We offer the same rewards for every participant in our program, and they are available for pickup in the store only on Wednesdays. Each year I solicit area businesses to participate, and offer them the opportunity to be the reading reward for one week – the ice cream store offers a free cone, our pizza place gives a coupon for a free slice, the bowling alley gives away a free game… all the prizes are from area businesses who use the program for  marketing to families looking for summer fun. We don’t hold prizes for participants – either you stop by this Wednesday or you don’t – but it greatly increases store traffic on our slowest day of the week, and doesn’t require any complicated tracking. Wednesdays during the summer also feel like a “new release” day, as kids are running in from the car all day long with stacks of pictures drawn with markers and colored pencils, dropping off their art and carefully printed reviews in exchange for their reward, and the staff gets to enjoy all of these literary masterpieces (“is that Dog Man? NO! It’s the BAD GUYS!”) before they strategize the best wall space for displaying them.

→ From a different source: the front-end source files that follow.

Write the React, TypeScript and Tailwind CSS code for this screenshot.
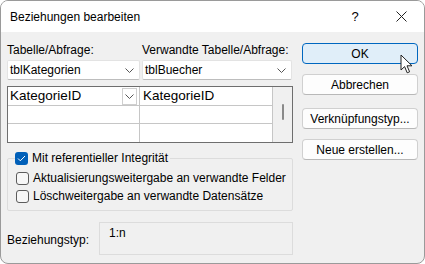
import React from 'react';

const font = { fontFamily: '"Liberation Sans", Arial, sans-serif' };

function Chevron({ className = '' }: { className?: string }) {
  return (
    <svg width="9" height="5" viewBox="0 0 9 5" className={className}>
      <path d="M0.5 0.5 L4.5 4.5 L8.5 0.5" fill="none" stroke="#555" strokeWidth="1" />
    </svg>
  );
}

function Combo({ value, width }: { value: string; width: string }) {
  return (
    <div
      className={`${width} h-[20px] bg-white border border-[#e3e3e3] border-b-[#bdbdbd] rounded-[2px] flex items-center pl-[2px] pr-[5px]`}
    >
      <span className="text-[12px] leading-[16px] text-black">{value}</span>
      <Chevron className="ml-auto" />
    </div>
  );
}

function CheckBox({ checked }: { checked?: boolean }) {
  if (checked) {
    return (
      <span className="w-[13px] h-[13px] rounded-[3px] bg-[#005fb8] flex items-center justify-center shrink-0">
        <svg width="9" height="7" viewBox="0 0 9 7">
          <path d="M1 3.5 L3.3 5.8 L8 1" fill="none" stroke="white" strokeWidth="1" />
        </svg>
      </span>
    );
  }
  return <span className="w-[13px] h-[13px] rounded-[3px] border border-[#5c5c5c] bg-[#f7f7f7] shrink-0" />;
}

function Button({ label, primary, className = '' }: { label: string; primary?: boolean; className?: string }) {
  return (
    <div
      className={`h-[21px] w-full rounded-[4px] flex items-center justify-center text-[12px] text-black ${
        primary ? 'bg-[#e0eef9] border border-[#0067c0]' : 'bg-[#fdfdfd] border border-[#d0d0d0] border-b-[#b8b8b8]'
      } ${className}`}
    >
      {label}
    </div>
  );
}

export default function App() {
  return (
    <div
      className="relative w-[425px] h-[264px] bg-[#f0f0f0] border border-[#9a9a9a] rounded-[8px] overflow-hidden flex flex-col text-black"
      style={font}
    >
      {/* title bar */}
      <div className="h-[31px] bg-white flex items-center shrink-0">
        <span className="pl-[9px] text-[12px]">Beziehungen bearbeiten</span>
        <div className="ml-auto flex h-full">
          <div className="w-[46px] h-full flex items-center justify-center text-[13px]">?</div>
          <div className="w-[46px] h-full flex items-center justify-center">
            <svg width="11" height="11" viewBox="0 0 11 11">
              <path d="M0.5 0.5 L10.5 10.5 M10.5 0.5 L0.5 10.5" stroke="#222" strokeWidth="1" />
            </svg>
          </div>
        </div>
      </div>

      <div className="flex flex-1">
        {/* left column */}
        <div className="w-[292px] pl-[6px] flex flex-col">
          <div className="mt-[10px] h-[16px] flex text-[12px] leading-[16px]">
            <span className="w-[135px]">Tabelle/Abfrage:</span>
            <span>Verwandte Tabelle/Abfrage:</span>
          </div>
          <div className="mt-[2px] flex">
            <Combo value="tblKategorien" width="w-[133px]" />
            <div className="w-[2px]" />
            <Combo value="tblBuecher" width="w-[150px]" />
          </div>

          {/* field grid */}
          <div className="mt-[6px] w-[286px] h-[57px] border border-[#6e6e6e] bg-white flex">
            <div className="w-[132px] flex flex-col border-r border-[#c6c6c6]">
              <div className="h-[19px] border-b border-[#c6c6c6] flex items-center pl-[2px] pr-[2px]">
                <span className="text-[13.5px] leading-[16px]">KategorieID</span>
                <div className="ml-auto w-[15px] h-[17px] border border-[#cfcfcf] flex items-center justify-center">
                  <Chevron />
                </div>
              </div>
              <div className="h-[18px] border-b border-[#c6c6c6]" />
              <div className="flex-1" />
            </div>
            <div className="w-[133px] flex flex-col border-r border-[#c6c6c6]">
              <div className="h-[19px] border-b border-[#c6c6c6] flex items-center pl-[3px]">
                <span className="text-[13.5px] leading-[16px]">KategorieID</span>
              </div>
              <div className="h-[18px] border-b border-[#c6c6c6]" />
              <div className="flex-1" />
            </div>
            <div className="flex-1 bg-[#f0f0f0] flex justify-center pt-[17px]">
              <div className="w-[2px] h-[16px] bg-[#8a8a8a] rounded-full" />
            </div>
          </div>

          {/* referential integrity */}
          <fieldset className="mt-[7px] w-[286px] border border-[#dcdcdc] rounded-[2px] pb-[5px]">
            <legend className="ml-[7px] pr-[2px] h-[16px] flex items-center gap-[4px] text-[12px] leading-[16px]">
              <CheckBox checked />
              <span>Mit referentieller Integrität</span>
            </legend>
            <div className="pt-[3px] pl-[8px] flex flex-col text-[12px] leading-[16px]">
              <div className="h-[18px] flex items-center gap-[4px]">
                <CheckBox />
                <span>Aktualisierungsweitergabe an verwandte Felder</span>
              </div>
              <div className="h-[18px] flex items-center gap-[4px]">
                <CheckBox />
                <span>Löschweitergabe an verwandte Datensätze</span>
              </div>
            </div>
          </fieldset>

          {/* relation type */}
          <div className="mt-[11px] flex items-center text-[12px] leading-[16px]">
            <span className="w-[92px] pt-[3px]">Beziehungstyp:</span>
            <div className="w-[194px] h-[33px] border border-[#dcdcdc] pl-[9px] pt-[2px]">1:n</div>
          </div>
        </div>

        {/* buttons */}
        <div className="ml-[9px] w-[116px] flex flex-col">
          <Button label="OK" primary className="mt-[11px]" />
          <Button label="Abbrechen" className="mt-[10px]" />
          <Button label="Verknüpfungstyp..." className="mt-[13px]" />
          <Button label="Neue erstellen..." className="mt-[10px]" />
        </div>
      </div>

      {/* mouse cursor */}
      <svg className="absolute left-[399px] top-[53px]" width="14" height="21" viewBox="0 0 14 21">
        <path
          d="M1 1 L1 16 L4.6 12.6 L7.2 18.8 L9.6 17.8 L7 11.8 L12 11.8 Z"
          fill="white"
          stroke="#222"
          strokeWidth="1"
          strokeLinejoin="round"
        />
      </svg>
    </div>
  );
}
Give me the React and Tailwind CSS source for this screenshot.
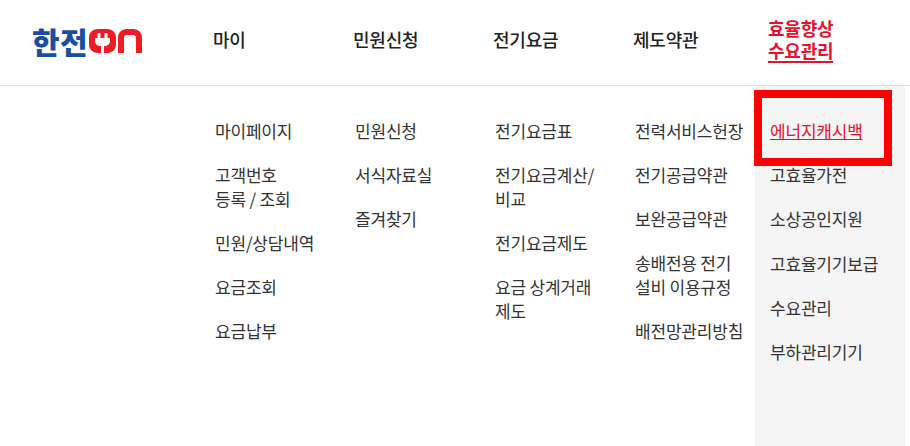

We culminate the program in August, and usually host a Back-to-School bash over a weekend, with one additional reward for families to pick up on a Saturday. As we carefully untape pictures from the walls and book reviews from the shelf, we sort them by school, so that I can send a quick email to principals and media specialists, acknowledging the students who participated. Some area schools read these names on the morning announcements, and it’s a lovely way to start school outreach every year (and for those businesses whose rewards don’t expire, I send them to the teachers lounges for distribution during prep week – which is a win for everyone).

I’d love to hear about your store’s program, and use this space to share our best ideas. Happy Summer Reading (and I’ll save you an ice cream cone coupon – stop by!).